* **Short exercise**
Without the pictures, set down every line of the data exactly.
◆ ◆ ◆
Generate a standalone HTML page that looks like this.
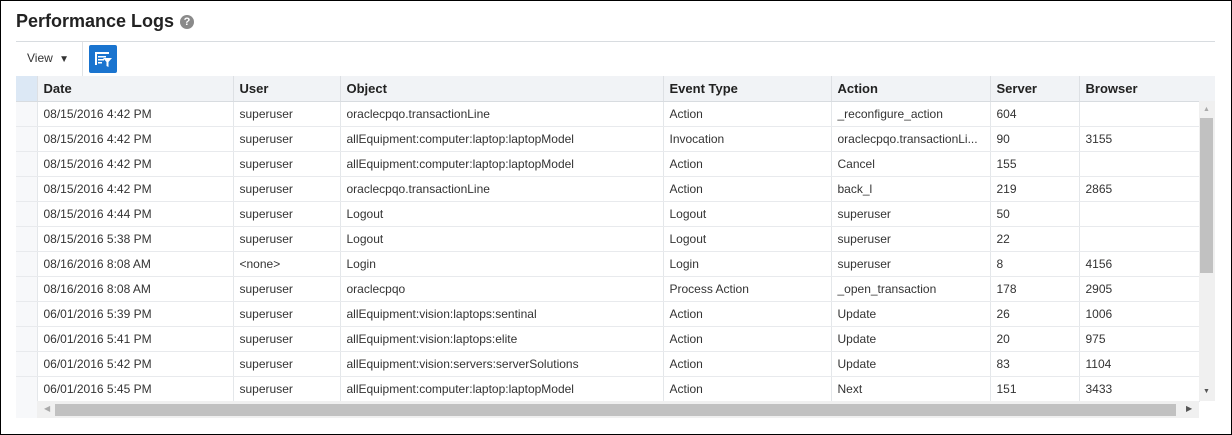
<!DOCTYPE html>
<html><head><style>
*{margin:0;padding:0;box-sizing:border-box}
body{width:1232px;height:435px;background:#fff;font-family:"Liberation Sans",Arial,sans-serif;position:relative;overflow:hidden}
.abs{position:absolute}
.frame{left:0;top:0;width:1232px;height:435px;border:1px solid #000;z-index:5}
.title{left:16px;top:11px;font-size:18px;font-weight:bold;color:#222}
.help{left:180px;top:15px;width:14px;height:14px;border-radius:50%;background:#8a8a8a;color:#fff;font-size:11px;font-weight:bold;text-align:center;line-height:14px}
table{position:absolute;left:16px;top:76px;border-collapse:collapse;table-layout:fixed;font-size:12px;color:#333}
td,th{height:25px;padding:0 6px;white-space:nowrap;overflow:hidden;text-align:left;border-right:1px solid #e4e7ea;border-bottom:1px solid #e8eaed}
th{background:#f1f3f6;font-size:13px;font-weight:bold;color:#222;border-right:1px solid #dde0e4;border-bottom:1px solid #d8dce0}
td.rh{background:#f7f8fa;border-right:1px solid #e4e7ea}
th.rh{background:#dce8f5}
</style></head><body>
<div class="abs frame"></div>
<div class="abs title">Performance Logs</div>
<div class="abs help">?</div>
<div class="abs" style="left:16px;top:41px;width:1199px;height:1px;background:#d8dce0"></div>
<div class="abs" style="left:27px;top:51px;font-size:12px;color:#333">View <span style="font-size:10px;margin-left:3px">▼</span></div>
<div class="abs" style="left:82px;top:42px;width:1px;height:34px;background:#e0e3e6"></div>
<div class="abs" style="left:89px;top:45px;width:28px;height:28px;background:#1a74cf;border-radius:2px">
<svg width="28" height="28" viewBox="0 0 28 28"><g fill="#fff"><rect x="6" y="7" width="14" height="2"/><rect x="6" y="7" width="2" height="13"/><rect x="9" y="11" width="8" height="1.5"/><rect x="9" y="14" width="6" height="1.5"/><rect x="9" y="17" width="4" height="1.5"/><path d="M14 13h9l-3.5 4v5l-2-1v-4z"/></g></svg></div>
<table>
<colgroup><col style="width:21px"><col style="width:196px"><col style="width:107px"><col style="width:323px"><col style="width:168px"><col style="width:159px"><col style="width:89px"><col style="width:120px"></colgroup>
<tr><th class="rh"></th><th>Date</th><th>User</th><th>Object</th><th>Event Type</th><th>Action</th><th>Server</th><th>Browser</th></tr>
<tr><td class="rh"></td><td>08/15/2016 4:42 PM</td><td>superuser</td><td>oraclecpqo.transactionLine</td><td>Action</td><td>_reconfigure_action</td><td>604</td><td></td></tr>
<tr><td class="rh"></td><td>08/15/2016 4:42 PM</td><td>superuser</td><td>allEquipment:computer:laptop:laptopModel</td><td>Invocation</td><td>oraclecpqo.transactionLi...</td><td>90</td><td>3155</td></tr>
<tr><td class="rh"></td><td>08/15/2016 4:42 PM</td><td>superuser</td><td>allEquipment:computer:laptop:laptopModel</td><td>Action</td><td>Cancel</td><td>155</td><td></td></tr>
<tr><td class="rh"></td><td>08/15/2016 4:42 PM</td><td>superuser</td><td>oraclecpqo.transactionLine</td><td>Action</td><td>back_l</td><td>219</td><td>2865</td></tr>
<tr><td class="rh"></td><td>08/15/2016 4:44 PM</td><td>superuser</td><td>Logout</td><td>Logout</td><td>superuser</td><td>50</td><td></td></tr>
<tr><td class="rh"></td><td>08/15/2016 5:38 PM</td><td>superuser</td><td>Logout</td><td>Logout</td><td>superuser</td><td>22</td><td></td></tr>
<tr><td class="rh"></td><td>08/16/2016 8:08 AM</td><td>&lt;none&gt;</td><td>Login</td><td>Login</td><td>superuser</td><td>8</td><td>4156</td></tr>
<tr><td class="rh"></td><td>08/16/2016 8:08 AM</td><td>superuser</td><td>oraclecpqo</td><td>Process Action</td><td>_open_transaction</td><td>178</td><td>2905</td></tr>
<tr><td class="rh"></td><td>06/01/2016 5:39 PM</td><td>superuser</td><td>allEquipment:vision:laptops:sentinal</td><td>Action</td><td>Update</td><td>26</td><td>1006</td></tr>
<tr><td class="rh"></td><td>06/01/2016 5:41 PM</td><td>superuser</td><td>allEquipment:vision:laptops:elite</td><td>Action</td><td>Update</td><td>20</td><td>975</td></tr>
<tr><td class="rh"></td><td>06/01/2016 5:42 PM</td><td>superuser</td><td>allEquipment:vision:servers:serverSolutions</td><td>Action</td><td>Update</td><td>83</td><td>1104</td></tr>
<tr><td class="rh"></td><td>06/01/2016 5:45 PM</td><td>superuser</td><td>allEquipment:computer:laptop:laptopModel</td><td>Action</td><td>Next</td><td>151</td><td>3433</td></tr>
</table>
<div class="abs" style="left:1199px;top:76px;width:16px;height:25px;background:#f1f3f6"></div>
<div class="abs" style="left:1199px;top:101px;width:16px;height:300px;background:#f0f0f0"></div>
<div class="abs" style="left:1200px;top:118px;width:13px;height:155px;background:#c1c1c1"></div>
<div class="abs" style="left:1203px;top:106px;font-size:7px;color:#aaa">▲</div>
<div class="abs" style="left:1203px;top:388px;font-size:7px;color:#555">▼</div>
<div class="abs" style="left:16px;top:401px;width:21px;height:17px;background:#f7f8fa"></div>
<div class="abs" style="left:37px;top:401px;width:1162px;height:17px;background:#f0f0f0"></div>
<div class="abs" style="left:55px;top:404px;width:1121px;height:12px;background:#c1c1c1"></div>
<div class="abs" style="left:44px;top:404px;font-size:8px;color:#aaa">◀</div>
<div class="abs" style="left:1186px;top:404px;font-size:8px;color:#555">▶</div>
</body></html>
◆ ◆ ◆
* **Answer to this task**
Generate a standalone HTML page that looks like this.
<!DOCTYPE html>
<html><head><style>
*{margin:0;padding:0;box-sizing:border-box}
body{width:1232px;height:435px;background:#fff;font-family:"Liberation Sans",Arial,sans-serif;position:relative;overflow:hidden}
.abs{position:absolute}
.frame{left:0;top:0;width:1232px;height:435px;border:1px solid #000;z-index:5}
.title{left:16px;top:11px;font-size:18px;font-weight:bold;color:#222}
.help{left:180px;top:15px;width:14px;height:14px;border-radius:50%;background:#8a8a8a;color:#fff;font-size:11px;font-weight:bold;text-align:center;line-height:14px}
table{position:absolute;left:16px;top:76px;border-collapse:collapse;table-layout:fixed;font-size:12px;color:#333}
td,th{height:25px;padding:0 6px;white-space:nowrap;overflow:hidden;text-align:left;border-right:1px solid #e4e7ea;border-bottom:1px solid #e8eaed}
th{background:#f1f3f6;font-size:13px;font-weight:bold;color:#222;border-right:1px solid #dde0e4;border-bottom:1px solid #d8dce0}
td.rh{background:#f7f8fa;border-right:1px solid #e4e7ea}
th.rh{background:#dce8f5}
</style></head><body>
<div class="abs frame"></div>
<div class="abs title">Performance Logs</div>
<div class="abs help">?</div>
<div class="abs" style="left:16px;top:41px;width:1199px;height:1px;background:#d8dce0"></div>
<div class="abs" style="left:27px;top:51px;font-size:12px;color:#333">View <span style="font-size:10px;margin-left:3px">▼</span></div>
<div class="abs" style="left:82px;top:42px;width:1px;height:34px;background:#e0e3e6"></div>
<div class="abs" style="left:89px;top:45px;width:28px;height:28px;background:#1a74cf;border-radius:2px">
<svg width="28" height="28" viewBox="0 0 28 28"><g fill="#fff"><rect x="6" y="7" width="14" height="2"/><rect x="6" y="7" width="2" height="13"/><rect x="9" y="11" width="8" height="1.5"/><rect x="9" y="14" width="6" height="1.5"/><rect x="9" y="17" width="4" height="1.5"/><path d="M14 13h9l-3.5 4v5l-2-1v-4z"/></g></svg></div>
<table>
<colgroup><col style="width:21px"><col style="width:196px"><col style="width:107px"><col style="width:323px"><col style="width:168px"><col style="width:159px"><col style="width:89px"><col style="width:120px"></colgroup>
<tr><th class="rh"></th><th>Date</th><th>User</th><th>Object</th><th>Event Type</th><th>Action</th><th>Server</th><th>Browser</th></tr>
<tr><td class="rh"></td><td>08/15/2016 4:42 PM</td><td>superuser</td><td>oraclecpqo.transactionLine</td><td>Action</td><td>_reconfigure_action</td><td>604</td><td></td></tr>
<tr><td class="rh"></td><td>08/15/2016 4:42 PM</td><td>superuser</td><td>allEquipment:computer:laptop:laptopModel</td><td>Invocation</td><td>oraclecpqo.transactionLi...</td><td>90</td><td>3155</td></tr>
<tr><td class="rh"></td><td>08/15/2016 4:42 PM</td><td>superuser</td><td>allEquipment:computer:laptop:laptopModel</td><td>Action</td><td>Cancel</td><td>155</td><td></td></tr>
<tr><td class="rh"></td><td>08/15/2016 4:42 PM</td><td>superuser</td><td>oraclecpqo.transactionLine</td><td>Action</td><td>back_l</td><td>219</td><td>2865</td></tr>
<tr><td class="rh"></td><td>08/15/2016 4:44 PM</td><td>superuser</td><td>Logout</td><td>Logout</td><td>superuser</td><td>50</td><td></td></tr>
<tr><td class="rh"></td><td>08/15/2016 5:38 PM</td><td>superuser</td><td>Logout</td><td>Logout</td><td>superuser</td><td>22</td><td></td></tr>
<tr><td class="rh"></td><td>08/16/2016 8:08 AM</td><td>&lt;none&gt;</td><td>Login</td><td>Login</td><td>superuser</td><td>8</td><td>4156</td></tr>
<tr><td class="rh"></td><td>08/16/2016 8:08 AM</td><td>superuser</td><td>oraclecpqo</td><td>Process Action</td><td>_open_transaction</td><td>178</td><td>2905</td></tr>
<tr><td class="rh"></td><td>06/01/2016 5:39 PM</td><td>superuser</td><td>allEquipment:vision:laptops:sentinal</td><td>Action</td><td>Update</td><td>26</td><td>1006</td></tr>
<tr><td class="rh"></td><td>06/01/2016 5:41 PM</td><td>superuser</td><td>allEquipment:vision:laptops:elite</td><td>Action</td><td>Update</td><td>20</td><td>975</td></tr>
<tr><td class="rh"></td><td>06/01/2016 5:42 PM</td><td>superuser</td><td>allEquipment:vision:servers:serverSolutions</td><td>Action</td><td>Update</td><td>83</td><td>1104</td></tr>
<tr><td class="rh"></td><td>06/01/2016 5:45 PM</td><td>superuser</td><td>allEquipment:computer:laptop:laptopModel</td><td>Action</td><td>Next</td><td>151</td><td>3433</td></tr>
</table>
<div class="abs" style="left:1199px;top:76px;width:16px;height:25px;background:#f1f3f6"></div>
<div class="abs" style="left:1199px;top:101px;width:16px;height:300px;background:#f0f0f0"></div>
<div class="abs" style="left:1200px;top:118px;width:13px;height:155px;background:#c1c1c1"></div>
<div class="abs" style="left:1203px;top:106px;font-size:7px;color:#aaa">▲</div>
<div class="abs" style="left:1203px;top:388px;font-size:7px;color:#555">▼</div>
<div class="abs" style="left:16px;top:401px;width:21px;height:17px;background:#f7f8fa"></div>
<div class="abs" style="left:37px;top:401px;width:1162px;height:17px;background:#f0f0f0"></div>
<div class="abs" style="left:55px;top:404px;width:1121px;height:12px;background:#c1c1c1"></div>
<div class="abs" style="left:44px;top:404px;font-size:8px;color:#aaa">◀</div>
<div class="abs" style="left:1186px;top:404px;font-size:8px;color:#555">▶</div>
</body></html>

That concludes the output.